What's more important than the politics of vote-splitting and anti-Republicanism that are thrown about on The War on Errorism is the implications it has on the world of punk rock around it. Namely, the notion that a high-profile band that gets political can come as a shock. It never used to, but things have changed. Punks have girls on their minds. Bands have careers on their minds. It's a formula that's destined to lead to trouble: Political action, once the keystone of punk-rock ideology has faded into memories. Yeah, there's a few political bands making a racket in the underground, but the Good Riddances and Strike Anywheres are few and far between, and destined to languish in obscurity.
Here, however, is a top-shelf punk act willing to lay it all on the line in the name of the cause (it's a cause Burkett also pushes on his punkvoter.com site). There's no backing down or wiggling out of any sticky situations. NOFX has bucked the trend and delivered a record that celebrates old-school punk ideology.
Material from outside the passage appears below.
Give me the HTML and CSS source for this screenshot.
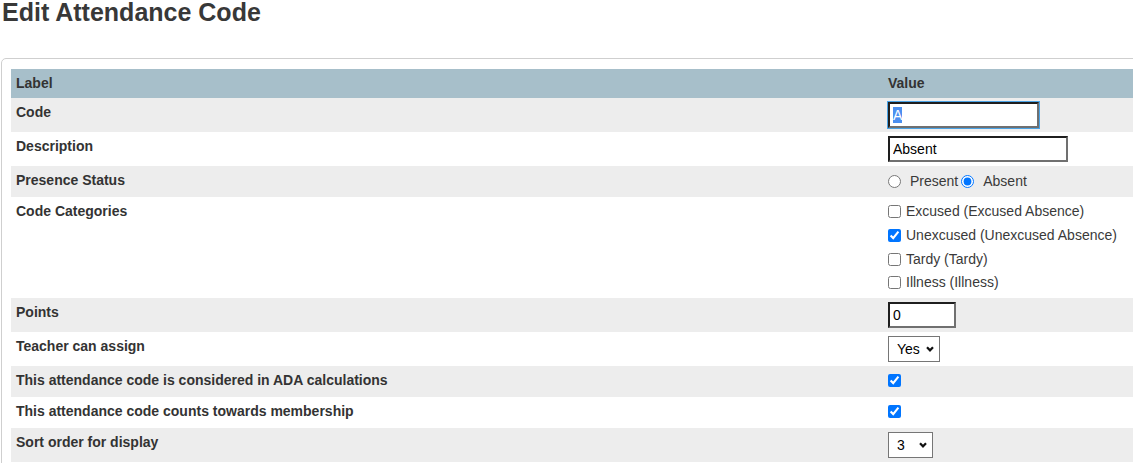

It may still come as a shock, however. With scattered gross-out and silly songs among the act's zillions of records, The War on Errorism is a surprisingly poised record -- not the thing for which NOFX is really known. Let's hope its fans can make the switch.
"I can only hope that people take me a little seriously," Burkett says. "I hope our songs and ideas on our new CD stand on their own."
Stand up they do indeed. The only question is, are legions of high-school punks ready for that sort of lyrical weight? Burkett and his boys have thrown down the gauntlet. It's now time for their fans to live up to the challenge.